When it comes to life and godliness, we are helpless on our own. Jesus says, “Apart from me you can do nothing” (John 15:5). If we really believed those seven words, they would solve an enormous amount of dysfunction in our hearts and relationships. But God did not leave us to ourselves. “His divine power has granted to us all things that pertain to life and godliness.” Through faith, God takes our nothing — our utter inability to think, feel, and act in ways that glorify him — and he gives us all things in Christ.

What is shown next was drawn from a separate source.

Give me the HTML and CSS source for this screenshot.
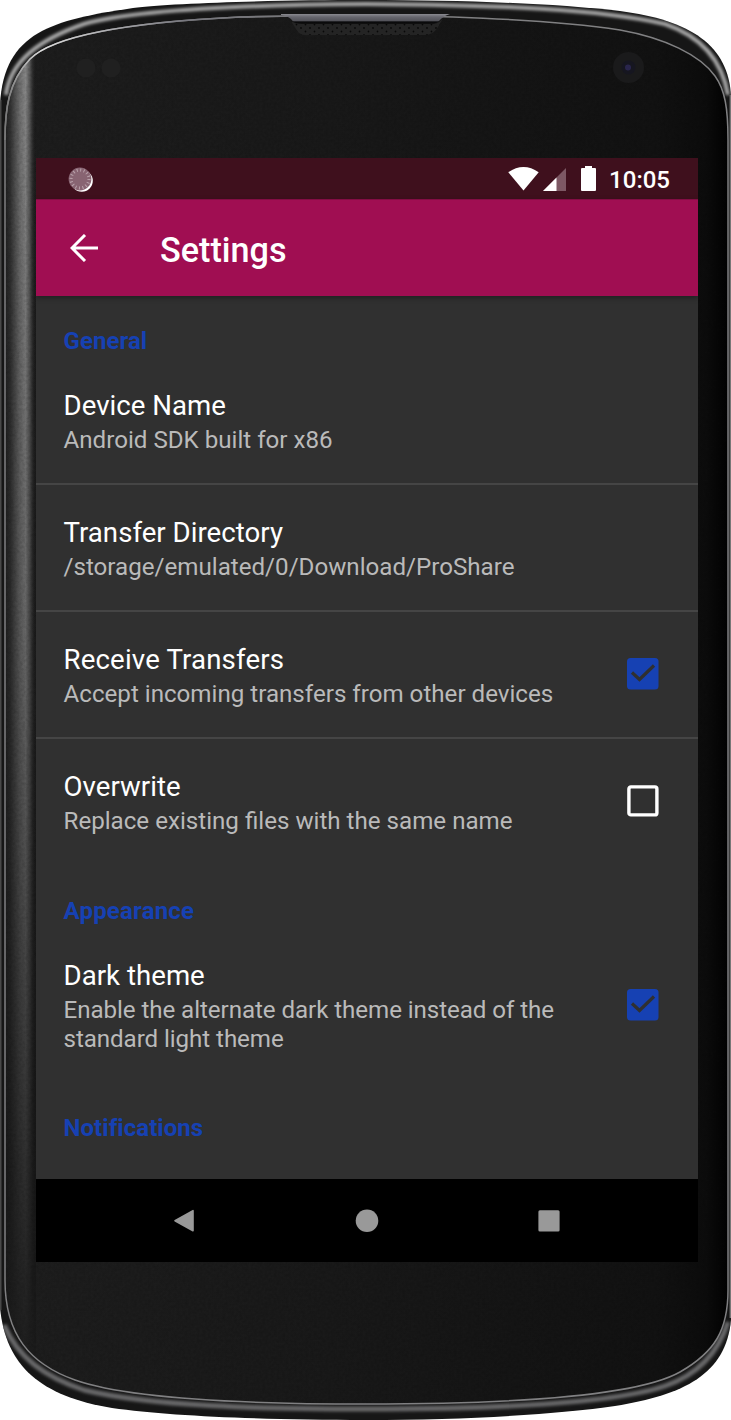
FILE: index.html
```html
<!DOCTYPE html>
<html lang="en">
<head>
<meta charset="utf-8">
<title>Settings</title>
<link rel="stylesheet" href="styles.css">
</head>
<body>
<div class="phone">
  <svg class="frame" viewBox="0 0 731 1420" aria-hidden="true">
    <defs>
      <clipPath id="body"><path d="M0 104C4 32 52 20 133 8C170 3 280 0 366 0C455 0 550 3 620 11C690 20 729 45 731 97V1320C726 1374 684 1395 615 1406C560 1414 470 1420 366 1420C260 1420 170 1416 112 1408C40 1396 6 1366 0 1308Z"/></clipPath>
      <path id="inner" d="M5 140C5 110 8 82 30 59C46 43 95 24 240 17C300 15.500 330 15.500 366 15.500C420 15.500 540 18 620 30C665 38 700 55 715 76C725 90 728 108 728 140V1290C728 1330 715 1352 680 1372C650 1389 570 1404 366 1404C220 1404 120 1396 75 1380C30 1364 5 1335 5 1280Z"/>
      <clipPath id="face"><use href="#inner"/></clipPath>
      <linearGradient id="glass"><stop stop-color="#1e1e1e"/><stop offset=".45" stop-color="#191919"/><stop offset=".9" stop-color="#121212"/><stop offset=".97" stop-color="#0c0c0c"/><stop offset="1" stop-color="#020202"/></linearGradient>
      <linearGradient id="side"><stop stop-color="#242424"/><stop offset=".15" stop-color="#343434"/><stop offset=".45" stop-color="#707070"/><stop offset=".65" stop-color="#898989"/><stop offset=".8" stop-color="#555"/><stop offset="1" stop-color="#1e1e1e" stop-opacity="0"/></linearGradient>
      <linearGradient id="fade" x2="0" y2="1"><stop stop-color="#000" stop-opacity="0"/><stop offset=".45" stop-color="#151515" stop-opacity=".3"/><stop offset=".85" stop-color="#151515" stop-opacity=".78"/><stop offset="1" stop-color="#1c1c1c"/></linearGradient>
      <linearGradient id="topline"><stop stop-color="#777"/><stop offset=".1" stop-color="#ddd"/><stop offset=".5" stop-color="#77777e"/><stop offset="1" stop-color="#777"/></linearGradient>
      <linearGradient id="bar" x2="0" y2="1"><stop stop-color="#8a8a90"/><stop offset=".3" stop-color="#66666e"/><stop offset=".65" stop-color="#55555c"/><stop offset=".8" stop-color="#08080a"/><stop offset="1" stop-color="#111"/></linearGradient>
      <filter id="soft" x="-10%" y="-10%" width="120%" height="120%"><feGaussianBlur stdDeviation="1.5"/></filter>
      <filter id="grain"><feTurbulence type="fractalNoise" baseFrequency=".35" numOctaves="2" seed="4"/><feColorMatrix values="0 0 0 0 0  0 0 0 0 0  0 0 0 0 0  1.1 0 0 0 -.35"/></filter>
      <pattern id="mesh" width="9" height="7" patternUnits="userSpaceOnUse" x="299" y="26"><rect width="9" height="7" fill="#242424"/><circle cx="2" cy="2" r=".9" fill="#080808"/><circle cx="6.500" cy="5.500" r=".9" fill="#080808"/></pattern>
    </defs>
    <g clip-path="url(#body)">
      <rect width="731" height="1420" fill="#161616"/>
      <g filter="url(#soft)" fill="none">
        <path d="M6 95C10 62 38 40 84 24C130 11 230 5 366 4" stroke="#aaa" stroke-width="4"/>
        <path d="M366 4C500 5 600 9 665 24C700 36 722 60 728 95" stroke="#aaa" stroke-width="4"/>
        <path d="M4 1325C18 1358 45 1377 84 1390C150 1406 260 1409 366 1409C530 1409 620 1401 665 1386C700 1374 719 1350 728 1322" stroke="#69696b" stroke-width="5"/>
      </g>
      <path d="M.8 100V1310" stroke="#555" stroke-width="1.200"/>
      <path d="M730.300 95V1318" stroke="#777" stroke-width="1.400"/>
      <use href="#inner" fill="url(#glass)"/>
      <g clip-path="url(#face)">
        <rect x="6" y="40" width="30" height="1340" fill="url(#side)"/>
        <rect x="6" y="40" width="30" height="1340" fill="url(#fade)"/>
        <rect x="34" y="20" width="690" height="1380" filter="url(#grain)" opacity=".22"/>
      </g>
      <use href="#inner" fill="none" stroke="#808082" stroke-width="1.500"/>
      <path d="M5 140C5 110 8 82 30 59C46 43 95 24 240 17C300 15.500 330 15.500 366 15.500" fill="none" stroke="url(#topline)" stroke-width="1.600"/>
      <path d="M281 14H450Q443 16 439 21Q436 24 430 24H302Q294 24 291 19Q288 16 281 15Z" fill="url(#bar)"/>
      <path d="M291 21Q294 24 302 24H434Q440 23 443 18L438 27Q433 35 425 35H306Q299 35 296 29Z" fill="url(#mesh)"/>
      <circle cx="86" cy="68" r="9.500" fill="#202020"/><circle cx="111" cy="68" r="9.500" fill="#202020"/>
      <circle cx="628.500" cy="67.500" r="15.500" fill="#1a1a1b"/><circle cx="628.500" cy="67.500" r="7" fill="#161620"/><circle cx="628" cy="67.500" r="3" fill="#29254c"/>
    </g>
  </svg>

  <main class="screen">
    <header class="status">
      <svg class="spinner" viewBox="0 0 26 26"><circle cx="13.800" cy="13.800" r="11" fill="#fff"/><circle cx="12" cy="12" r="11.400" fill="#886472"/><circle cx="12" cy="12" r="9" fill="none" stroke="#b9a2ab" stroke-width="3.200" stroke-dasharray="1 2.530"/></svg>
      <svg class="signals" viewBox="0 0 88 26" fill="#fff"><path d="M.3 6.200Q15.500-4.200 30.700 6.200L15.500 24.500Z"/><path d="M58 2V25H35Z" fill="#7d5864"/><path d="M48.500 11.500V25H35Z"/><path d="M77 0H84V2H87Q88 2 88 3V24Q88 25 87 25H74Q73 25 73 24V3Q73 2 74 2H77Z"/></svg>
      <span class="clock">10:05</span>
    </header>
    <div class="appbar">
      <svg class="back" viewBox="0 0 28 28" fill="none" stroke="#fff" stroke-width="3"><path d="M28 14H2M15 1L2 14L15 27"/></svg>
      <h1>Settings</h1>
    </div>
    <div class="list">
      <h2>General</h2>
      <section class="row first"><div><h3>Device Name</h3><p>Android SDK built for x86</p></div></section>
      <section class="row ruled"><div><h3>Transfer Directory</h3><p>/storage/emulated/0/Download/ProShare</p></div></section>
      <section class="row ruled"><div><h3 class="wide">Receive Transfers</h3><p>Accept incoming transfers from other devices</p></div>
        <svg class="check" viewBox="0 0 32 32"><rect width="31.500" height="31.500" rx="3.500" fill="#1641b3"/><path d="M5 14.500L12.500 21.500L27 7.500" fill="none" stroke="#303030" stroke-width="3.200"/></svg></section>
      <section class="row ruled"><div><h3>Overwrite</h3><p>Replace existing files with the same name</p></div>
        <svg class="check" viewBox="0 0 32 32"><rect x="1.900" y="1.900" width="28" height="28" rx="2" fill="none" stroke="#fff" stroke-width="3.400"/></svg></section>
      <h2 class="appearance">Appearance</h2>
      <section class="row tall"><div><h3>Dark theme</h3><p class="long">Enable the alternate dark theme instead of the<br>standard light theme</p></div>
        <svg class="check" viewBox="0 0 32 32"><rect width="31.500" height="31.500" rx="3.500" fill="#1641b3"/><path d="M5 14.500L12.500 21.500L27 7.500" fill="none" stroke="#303030" stroke-width="3.200"/></svg></section>
      <h2 class="notifications">Notifications</h2>
    </div>
    <nav class="nav">
      <svg viewBox="0 0 24 24"><path d="M3 11.700L21 1.700V21.700Z" stroke="#999" stroke-width="1.600" stroke-linejoin="round"/></svg>
      <svg viewBox="0 0 24 24"><circle cx="12" cy="11.700" r="11.300"/></svg>
      <svg viewBox="0 0 24 24"><rect x="1.400" y="1.200" width="21.200" height="21.200" rx="1.500"/></svg>
    </nav>
  </main>
</div>
</body>
</html>
```
FILE: styles.css
```css
* { box-sizing: border-box; }
body { margin: 0; background: #fff; font-family: Roboto, sans-serif; color: #fff; }
h1, h2, h3, p { margin: 0; }
svg { display: block; flex: none; }
.phone { position: relative; width: 731px; height: 1420px; padding: 158px 33px 158px 36px; overflow: hidden; }
.frame { position: absolute; inset: 0; width: 731px; height: 1420px; }
.screen { position: relative; height: 1104px; display: flex; flex-direction: column; background: #303030; overflow: hidden; }
.status { height: 41px; flex: none; display: flex; align-items: center; padding: 0 28px 0 32px; background: #3f101d; }
.spinner { width: 26px; height: 26px; margin-top: 2px; }
.signals { width: 88px; height: 26px; margin-left: auto; margin-top: 1px; }
.clock { margin: 3px 0 0 13.5px; font-size: 24px; line-height: 28px; font-weight: 500; }
.appbar { height: 97px; flex: none; display: flex; align-items: center; padding-left: 34px; gap: 62px; background: #a00e52; border-top: 1px solid #830d44; box-shadow: 0 2px 5px rgba(0, 0, 0, .35); position: relative; }
.back { width: 28px; height: 28px; }
h1 { font-size: 34.2px; line-height: 42px; font-weight: 500; padding-top: 3px; }
.list { flex: 1; min-height: 0; padding-top: 31px; }
h2 { font-size: 24px; line-height: 28px; font-weight: 700; color: #1641b3; padding-left: 27.5px; letter-spacing: .05px; }
h2.appearance { margin-top: 33px; letter-spacing: .2px; }
h2.notifications { margin-top: 29px; }
.row { height: 127px; display: flex; align-items: center; justify-content: space-between; padding: 0 39px 0 27.5px; }
.row > div { padding-top: 5px; }
.row.first { height: 128px; }
.row.ruled { border-top: 2px solid #454545; padding-bottom: 2px; }
.row.tall { height: 160px; }
.row.tall > div { padding-top: 2px; }
h3 { font-size: 27.6px; line-height: 34px; font-weight: 400; letter-spacing: .03px; }
h3.wide { letter-spacing: .17px; }
p { font-size: 24.15px; line-height: 28.5px; color: #bababa; padding-top: 3px; }
p.long { letter-spacing: -.07px; }
.check { width: 32px; height: 32px; }
.nav { height: 83px; flex: none; display: flex; align-items: center; justify-content: space-between; padding: 0 137px 0 136px; background: #000; }
.nav svg { width: 24px; height: 24px; fill: #999; }
```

The earnest make their homes beside these wells. They know that heaven’s storehouses of strength, wisdom, courage, and love are only a prayer away. They draw constantly from the precious, great, and specific promises of God. His strength makes them look strong, but only because they know themselves weak without him.
Make Every Effort
Among those you know, who seems to live closest to Jesus? Whose life consistently pierces through the worldliness around you and shines with a supernatural quality? Whose words and actions are marked by both urgency and patience, ambition and humility, hunger and contentment? Whose conversations stimulate you to pray and love and grow more?
Make every effort to study, befriend, and imitate such saints. Their lives are a priceless testimony and reminder, and their camaraderie invaluable, in our shallow and distracted age. Disrupt any comfort you feel with your own sluggishness. Ask God for the grace to excel in earnestness.